第2話 rail(お題 列車)

 ふと気づくと、僕は電車の中にいた。座っている所は四人がお見合いのように向かいあう席になっている。少し古いタイプの機種のようだ。


 ……いつの間に乗り込んだのだろう。よく覚えていない。

 周りを見回すとほぼ誰もいないようだったが、隣の同じように並んだ席に誰かがいる。その姿になんとなく見覚えがあった。


「須田さん……?」

 僕が声をかけると、その人はこちらを振り返る。

「……あれ? もしかしてミサキっち?」

 なつかしい笑顔に、僕は胸がいっぱいになった。

「久しぶりですね…」

「そうだね。10年ぶりくらいかな」

「たぶん12年ですね」

「そんなになるか…」

 人懐っこい笑みをまた浮かべる。

 彼はある劇団のサークルの先輩だった。演技がとても上手く、タップダンスができるなど多才でおまけに人当たりがいいのでサークルのみんなが須田さんの事を慕っていた。

「みんな元気にしてる?」

「もうほとんど疎遠になっちゃって…」

 僕は思い出そうと首をかしげた。

「小山さんは自分の劇団を立ち上げて、中川っちは地元に戻って子どもを産んだって聞きました」

「そうか…」

 彼は昔を懐かしむような顔をする。

「コンは5年くらい前に結婚して、福井に住んでるみたいです」

「コン、地方に行ったのか。あの子は都会生まれなのになじんでない感じがしたもんな」

「そうですね……」

 僕はあいづちを打ちながら、彼の留学先へ遊びに行った時にイギリスの片田舎でのびのびと暮らしていた様子を思い出した。

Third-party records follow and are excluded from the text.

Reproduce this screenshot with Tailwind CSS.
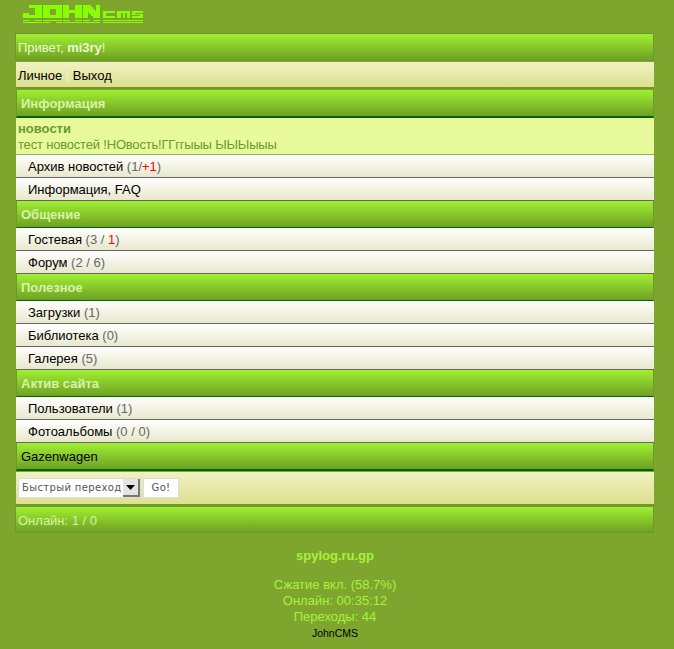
<!DOCTYPE html>
<html><head><meta charset="utf-8"><script src="https://cdn.jsdelivr.net/npm/@tailwindcss/browser@4"></script></head>
<body class="bg-[#7ea52e] font-['Liberation_Sans',Arial,sans-serif] text-[13px] leading-[16px] h-[649px] overflow-hidden">
<div class="pl-[16px] pr-[20px]">
<div class="h-[33px] pl-[7px] pt-[5px]">
<svg width="121" height="19" viewBox="0 0 121 19" fill="#88ff00" shape-rendering="crispEdges">
<path d="M6 0h13v13H0V8h6v2h6V3H6z"/>
<path fill-rule="evenodd" d="M20 0h19v13H20zM27 4v6h6V4z"/>
<path d="M40 0h6v5h6V0h7v13h-7V8h-6v5h-6z"/>
<path d="M60 0h8v2h2v2h2v2h1V0h4v13h-7v-2h-2V9h-2V7h-1v6h-5z"/>
<g>
<rect x="0" y="15" width="7" height="1"/><rect x="11" y="15" width="8" height="1"/><rect x="20" y="15" width="19" height="1"/><rect x="40" y="15" width="7" height="1"/><rect x="52" y="15" width="7" height="1"/><rect x="60" y="15" width="7" height="1"/><rect x="70" y="15" width="7" height="1"/>
<rect x="0" y="17" width="19" height="1"/><rect x="20" y="17" width="7" height="1"/><rect x="33" y="17" width="6" height="1"/><rect x="40" y="17" width="19" height="1"/><rect x="60" y="17" width="17" height="1"/>
</g>
<path fill-rule="evenodd" d="M80 6h12v2h-9v3h9v2H80z"/>
<path d="M94 6h13v7h-3V8h-2v5h-2V8h-2v5h-4z"/>
<path d="M109 6h11v2h-8v1h8v4h-11v-2h8v-1h-8z"/>
<rect x="80" y="15" width="40" height="1"/><rect x="80" y="17" width="40" height="1"/>
</svg>
</div>
<div class="h-[28px] -ml-px border border-[#6f9a2a] bg-gradient-to-b from-[#a0f032] to-[#6fa124] pl-[2px] pt-[6px] text-[#eaf7d0]">Привет, <b>mi3ry</b>!</div>
<div class="h-[27px] mt-[1px] border-b-2 border-[#6f9a2a] bg-gradient-to-b from-[#f1f1c2] to-[#dce08e] pl-[2px] pt-[6px] text-black">Личное <span class="text-[#f0f0d0]">|</span> Выход</div>
<div class="h-[28px] mt-[1px] border-b-2 border-x border-x-[#6f9a2a] border-b-[#006400] bg-gradient-to-b from-[#a0f032] to-[#6fa124] pl-[4px] pt-[6px] font-bold text-[#d9f2a8]">Информация</div>
<div class="h-[37px] border-b border-[#8db35a] bg-[#e7f99b] pl-[2px] pt-[3px] text-[#6b9a2a]"><b>новости</b><br><span class="tracking-[-0.19px]">тест новостей !НОвость!ГГггыыы ЫЫЫыыы</span></div>
<div class="h-[23px] border-b border-[#666] bg-gradient-to-b from-white to-[#e8e8cc] pl-[12px] pt-[4px] text-black">Архив новостей <span class="text-[#666]">(1/<span class="text-[#f00]">+1</span>)</span></div>
<div class="h-[23px] border-b border-[#666] bg-gradient-to-b from-white to-[#e8e8cc] pl-[12px] pt-[4px] text-black">Информация, FAQ</div>
<div class="h-[27px] border-b border-x border-x-[#6f9a2a] border-b-[#006400] bg-gradient-to-b from-[#a0f032] to-[#6fa124] pl-[4px] pt-[6px] font-bold text-[#d9f2a8]">Общение</div>
<div class="h-[23px] border-b border-[#666] bg-gradient-to-b from-white to-[#e8e8cc] pl-[12px] pt-[4px] text-black">Гостевая <span class="text-[#666]">(3 / <span class="text-[#f00]">1</span>)</span></div>
<div class="h-[23px] border-b border-[#666] bg-gradient-to-b from-white to-[#e8e8cc] pl-[12px] pt-[4px] text-black">Форум <span class="text-[#666]">(2 / 6)</span></div>
<div class="h-[27px] border-b border-x border-x-[#6f9a2a] border-b-[#006400] bg-gradient-to-b from-[#a0f032] to-[#6fa124] pl-[4px] pt-[6px] font-bold text-[#d9f2a8]">Полезное</div>
<div class="h-[23px] border-b border-[#666] bg-gradient-to-b from-white to-[#e8e8cc] pl-[12px] pt-[4px] text-black">Загрузки <span class="text-[#666]">(1)</span></div>
<div class="h-[23px] border-b border-[#666] bg-gradient-to-b from-white to-[#e8e8cc] pl-[12px] pt-[4px] text-black">Библиотека <span class="text-[#666]">(0)</span></div>
<div class="h-[23px] border-b border-[#666] bg-gradient-to-b from-white to-[#e8e8cc] pl-[12px] pt-[4px] text-black">Галерея <span class="text-[#666]">(5)</span></div>
<div class="h-[27px] border-b border-x border-x-[#6f9a2a] border-b-[#006400] bg-gradient-to-b from-[#a0f032] to-[#6fa124] pl-[4px] pt-[6px] font-bold text-[#d9f2a8]">Актив сайта</div>
<div class="h-[23px] border-b border-[#666] bg-gradient-to-b from-white to-[#e8e8cc] pl-[12px] pt-[4px] text-black">Пользователи <span class="text-[#666]">(1)</span></div>
<div class="h-[23px] border-b border-[#666] bg-gradient-to-b from-white to-[#e8e8cc] pl-[12px] pt-[4px] text-black">Фотоальбомы <span class="text-[#666]">(0 / 0)</span></div>
<div class="h-[28px] border-b-2 border-x border-x-[#6f9a2a] border-b-[#006400] bg-gradient-to-b from-[#a0f032] to-[#6fa124] pl-[4px] pt-[6px] text-black">Gazenwagen</div>
<div class="h-[34px] mt-[1px] border-b-2 border-[#6f9a2a] bg-gradient-to-b from-[#f1f1c2] to-[#dce08e] pl-[2px] pt-[6px] flex items-start">
<div class="h-[20px] w-[123px] bg-white border border-[#ddd] flex items-center justify-between font-['DejaVu_Sans',sans-serif] text-[10px] tracking-[0.35px] text-[#555] pl-[3px]"><span>Быстрый переход</span><span class="w-[17px] h-[18px] bg-[#e4e4e4] border-r-2 border-b-2 border-[#777] flex items-center justify-center"><svg width="9" height="5" viewBox="0 0 9 5"><path d="M0 0h9L4.500 5z" fill="#000"/></svg></span></div>
<div class="h-[20px] w-[36px] ml-[2px] bg-white border border-[#ddd] flex items-center justify-center font-['DejaVu_Sans',sans-serif] text-[10px] tracking-[0.35px] text-[#555]">Go!</div>
</div>
<div class="h-[27px] -ml-px border border-[#6f9a2a] bg-gradient-to-b from-[#a0f032] to-[#6fa124] pl-[2px] pt-[6px] text-[#d9f2a8]">Онлайн: 1 / 0</div>
</div>
<div class="text-center text-[#a8f23c] mt-[15px] mr-[4px]">
<div class="font-bold">spylog.ru.gp</div>
<div class="mt-[13px]">Сжатие вкл. (58.7%)</div>
<div>Онлайн: 00:35:12</div>
<div>Переходы: 44</div>
<div class="text-[10.5px] text-black">JohnCMS</div>
</div>
</body></html>
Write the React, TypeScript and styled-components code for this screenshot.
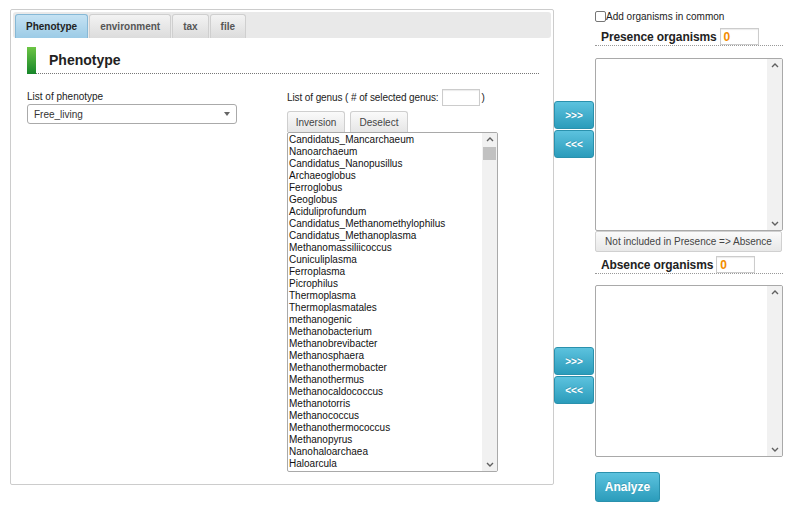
import React from 'react';
import styled, { createGlobalStyle } from 'styled-components';

const GlobalStyle = createGlobalStyle`
  body {
    margin: 0;
    background: #fff;
    font-family: "Liberation Sans", Arial, sans-serif;
    font-size: 10px;
    color: #222;
  }
`;

const genusList = [
  'Candidatus_Mancarchaeum', 'Nanoarchaeum', 'Candidatus_Nanopusillus', 'Archaeoglobus',
  'Ferroglobus', 'Geoglobus', 'Aciduliprofundum', 'Candidatus_Methanomethylophilus',
  'Candidatus_Methanoplasma', 'Methanomassiliicoccus', 'Cuniculiplasma', 'Ferroplasma',
  'Picrophilus', 'Thermoplasma', 'Thermoplasmatales', 'methanogenic', 'Methanobacterium',
  'Methanobrevibacter', 'Methanosphaera', 'Methanothermobacter', 'Methanothermus',
  'Methanocaldococcus', 'Methanotorris', 'Methanococcus', 'Methanothermococcus',
  'Methanopyrus', 'Nanohaloarchaea', 'Haloarcula',
];

const Page = styled.div`
  display: flex;
  align-items: flex-start;
  padding: 9px 0 0 10px;
`;

const LeftPanel = styled.div`
  box-sizing: border-box;
  width: 544px;
  height: 476px;
  border: 1px solid #ccc;
  border-radius: 2px;
  padding: 2px;
`;

const TabBar = styled.div`
  display: flex;
  gap: 1px;
  height: 26px;
  box-sizing: border-box;
  padding: 2px 2px 0;
  background: #e9e9e9;
  border-radius: 3px;
`;

const Tab = styled.div<{ $active?: boolean }>`
  box-sizing: border-box;
  height: 24px;
  padding: 0 10px;
  display: flex;
  align-items: center;
  font-weight: bold;
  font-size: 10px;
  color: ${(p) => (p.$active ? '#222' : '#555')};
  border: 1px solid ${(p) => (p.$active ? '#86b8d6' : '#cfcfcf')};
  border-bottom: none;
  border-radius: 3px 3px 0 0;
  background: ${(p) =>
    p.$active
      ? 'linear-gradient(#c5e2f3, #9ccbe6)'
      : 'linear-gradient(#f3f3f3, #dcdcdc)'};
`;

const Content = styled.div`
  padding: 9px 12px 0 14px;
`;

const Heading = styled.div`
  display: flex;
  align-items: stretch;
  height: 27px;
`;

const GreenBar = styled.div`
  width: 9px;
  height: 27px;
  background: linear-gradient(#6cc544, #17862a);
`;

const HeadingText = styled.div`
  flex: 1;
  display: flex;
  align-items: center;
  padding-left: 13px;
  font-size: 14px;
  font-weight: bold;
  color: #222;
  border-bottom: 1px dotted #777;
`;

const FormRow = styled.div`
  display: flex;
  margin-top: 15px;
`;

const PhenoCol = styled.div`
  width: 260px;
  padding-top: 2px;
`;

const Label = styled.div`
  font-size: 10px;
  line-height: 12px;
  color: #222;
`;

const Select = styled.div`
  box-sizing: border-box;
  margin-top: 1px;
  width: 210px;
  height: 20px;
  border: 1px solid #aaa;
  border-radius: 3px;
  display: flex;
  align-items: center;
  justify-content: space-between;
  padding: 0 6px 0 6px;
  font-size: 10px;
  color: #333;
`;

const Caret = styled.span`
  width: 0;
  height: 0;
  border-left: 3px solid transparent;
  border-right: 3px solid transparent;
  border-top: 4px solid #666;
`;

const GenusCol = styled.div`
  display: flex;
  flex-direction: column;
`;

const GenusLabel = styled.div`
  display: flex;
  align-items: center;
  font-size: 10px;
  letter-spacing: -0.1px;
  color: #222;
  height: 17px;
`;

const CountInput = styled.span<{ $w: number }>`
  box-sizing: border-box;
  display: inline-flex;
  align-items: center;
  width: ${(p) => p.$w}px;
  height: 17px;
  border: 1px solid #ccc;
  box-shadow: inset 0 1px 1px rgba(0, 0, 0, 0.08);
  margin: 0 2px 0 3px;
  padding-left: 3px;
  font-size: 12px;
  letter-spacing: 0;
  color: #f28c00;
`;

const SmallButtons = styled.div`
  display: flex;
  gap: 5px;
  margin-top: 5px;
`;

const GrayButton = styled.div`
  box-sizing: border-box;
  width: 58px;
  height: 21px;
  display: flex;
  align-items: center;
  justify-content: center;
  font-size: 10px;
  color: #444;
  border: 1px solid #cfcfcf;
  border-bottom: none;
  border-radius: 3px 3px 0 0;
  background: linear-gradient(#fafafa, #e6e6e6);
`;

const ListBox = styled.div<{ $w: number; $h: number }>`
  box-sizing: border-box;
  display: flex;
  width: ${(p) => p.$w}px;
  height: ${(p) => p.$h}px;
  border: 1px solid #a9a9a9;
  border-radius: 2px;
  background: #fff;
  overflow: hidden;
`;

const ListContent = styled.div`
  flex: 1;
  min-width: 0;
  padding-top: 1px;
`;

const ListItem = styled.div`
  font-size: 10px;
  line-height: 12px;
  padding-left: 1px;
  color: #111;
  white-space: nowrap;
`;

const ScrollBar = styled.div`
  width: 15px;
  display: flex;
  flex-direction: column;
  background: #f1f1f1;
`;

const ScrollArrow = styled.div`
  height: 13px;
  display: flex;
  align-items: center;
  justify-content: center;
`;

const ScrollTrack = styled.div`
  flex: 1;
  padding: 0 1px;
`;

const Thumb = styled.div<{ $top: number; $h: number }>`
  margin-top: ${(p) => p.$top}px;
  height: ${(p) => p.$h}px;
  background: #c1c1c1;
`;

const MiddleCol = styled.div`
  width: 40px;
  margin-right: 1px;
  padding-top: 92px;
  display: flex;
  flex-direction: column;
`;

const ArrowGroup = styled.div<{ $top: number }>`
  display: flex;
  flex-direction: column;
  gap: 1px;
  margin-top: ${(p) => p.$top}px;
`;

const BlueButton = styled.div<{ $w?: number; $h?: number; $size?: number }>`
  box-sizing: border-box;
  width: ${(p) => p.$w ?? 40}px;
  height: ${(p) => p.$h ?? 28}px;
  display: flex;
  align-items: center;
  justify-content: center;
  color: #fff;
  font-weight: bold;
  font-size: ${(p) => p.$size ?? 10}px;
  border: 1px solid #2a91ad;
  border-radius: 3px;
  background: linear-gradient(#5cc2de, #2b9cbb);
  text-shadow: 0 -1px 0 rgba(0, 0, 0, 0.15);
`;

const RightCol = styled.div`
  width: 188px;
  padding-top: 1px;
  display: flex;
  flex-direction: column;
`;

const CheckRow = styled.label`
  display: flex;
  align-items: center;
  height: 12px;
  font-size: 10px;
  color: #222;
`;

const CheckBox = styled.span`
  box-sizing: border-box;
  width: 11px;
  height: 11px;
  border: 1px solid #767676;
  border-radius: 2px;
  background: #fff;
`;

const OrgTitle = styled.div<{ $top: number }>`
  display: flex;
  align-items: center;
  margin-top: ${(p) => p.$top}px;
  padding-left: 6px;
  height: 17px;
  font-size: 12px;
  font-weight: bold;
  letter-spacing: -0.1px;
  color: #222;
  border-bottom: 1px dotted #999;
`;

const Spacer = styled.div<{ $h: number }>`
  height: ${(p) => p.$h}px;
`;

const NotIncludedButton = styled.div`
  box-sizing: border-box;
  width: 187px;
  height: 21px;
  display: flex;
  align-items: center;
  justify-content: center;
  font-size: 10px;
  color: #444;
  border: 1px solid #d0d0d0;
  border-radius: 2px;
  background: linear-gradient(#fafafa, #e8e8e8);
`;

const Chevron = ({ down }: { down?: boolean }) => (
  <svg width="8" height="5" viewBox="0 0 8 5">
    <path
      d={down ? 'M1 1 L4 4 L7 1' : 'M1 4 L4 1 L7 4'}
      fill="none"
      stroke="#606060"
      strokeWidth="1.4"
    />
  </svg>
);

const FakeScroll = ({ thumb }: { thumb?: { top: number; h: number } }) => (
  <ScrollBar>
    <ScrollArrow>
      <Chevron />
    </ScrollArrow>
    <ScrollTrack>{thumb && <Thumb $top={thumb.top} $h={thumb.h} />}</ScrollTrack>
    <ScrollArrow>
      <Chevron down />
    </ScrollArrow>
  </ScrollBar>
);

export default function App() {
  return (
    <>
      <GlobalStyle />
      <Page>
        <LeftPanel>
          <TabBar>
            <Tab $active>Phenotype</Tab>
            <Tab>environment</Tab>
            <Tab>tax</Tab>
            <Tab>file</Tab>
          </TabBar>
          <Content>
            <Heading>
              <GreenBar />
              <HeadingText>Phenotype</HeadingText>
            </Heading>
            <FormRow>
              <PhenoCol>
                <Label>List of phenotype</Label>
                <Select>
                  <span>Free_living</span>
                  <Caret />
                </Select>
              </PhenoCol>
              <GenusCol>
                <GenusLabel>
                  List of genus ( # of selected genus:
                  <CountInput $w={38} />)
                </GenusLabel>
                <SmallButtons>
                  <GrayButton>Inversion</GrayButton>
                  <GrayButton>Deselect</GrayButton>
                </SmallButtons>
                <ListBox $w={211} $h={340}>
                  <ListContent>
                    {genusList.map((g) => (
                      <ListItem key={g}>{g}</ListItem>
                    ))}
                  </ListContent>
                  <FakeScroll thumb={{ top: 1, h: 13 }} />
                </ListBox>
              </GenusCol>
            </FormRow>
          </Content>
        </LeftPanel>
        <MiddleCol>
          <ArrowGroup $top={0}>
            <BlueButton>&gt;&gt;&gt;</BlueButton>
            <BlueButton>&lt;&lt;&lt;</BlueButton>
          </ArrowGroup>
          <ArrowGroup $top={189}>
            <BlueButton>&gt;&gt;&gt;</BlueButton>
            <BlueButton>&lt;&lt;&lt;</BlueButton>
          </ArrowGroup>
        </MiddleCol>
        <RightCol>
          <CheckRow>
            <CheckBox />
            Add organisms in common
          </CheckRow>
          <OrgTitle $top={6}>
            Presence organisms
            <CountInput $w={39}>0</CountInput>
          </OrgTitle>
          <Spacer $h={12} />
          <ListBox $w={188} $h={173}>
            <ListContent />
            <FakeScroll />
          </ListBox>
          <NotIncludedButton>Not included in Presence =&gt; Absence</NotIncludedButton>
          <OrgTitle $top={4}>
            Absence organisms
            <CountInput $w={39}>0</CountInput>
          </OrgTitle>
          <Spacer $h={11} />
          <ListBox $w={188} $h={172}>
            <ListContent />
            <FakeScroll />
          </ListBox>
          <Spacer $h={15} />
          <BlueButton $w={65} $h={30} $size={12}>
            Analyze
          </BlueButton>
        </RightCol>
      </Page>
    </>
  );
}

「……あなたがいなくなって、マユさん悲しがってましたよ」

「──マユなあ」

 彼は表情をくもらせる。

「もういい年だから、俺が嫁にもらってやらないとなあと思っていたのに……」

 僕はあの日の事を思い出した。彼がバイクで事故に遭い、病院に運ばれたと報せを受けた事を。

 じりじりしながら仕事を終え、急いで駆けつけけれどその時はもう間に合わなかったことを。


 彼の葬式が済んで、しばらくしてマユさんの家にみんなで遊びに行ったら、彼女は同棲していた家にそのまま住んでいた。気丈にふるまっていたけれど、時々見せる笑顔にはまだ暗いかげりがあった。

「どうしているんだろうな…」

 彼はつぶやく。

 けれど、僕はその後の彼女を知らない。仲のよかったコンなら知っているかもしれないけれど……

 彼女がここにいればいいのに、と思う。でも、それはきっと叶わないのだろう。


「そろそろ行くよ」

 窓の外を見て、彼は席を立つ。

「あの…!」

 僕もつられて立ち上がった。

「須田さん、マユさんに伝言があるなら伝えておきます」

「……」

 彼はしばらくの間考えていた。

「いや、やめとくよ。

 また俺の事を思い出して引きずっちゃうかもだし」

「……」

 そうかもしれない、と思う。

「ミサキっち、会えてよかったよ」

 片手を上げて彼は通路を歩いていった。


 もし彼に会えたなら、たくさん言いたい事があった。けれど、僕は立ちつくしたままその後ろ姿を見送る事しかできなかった。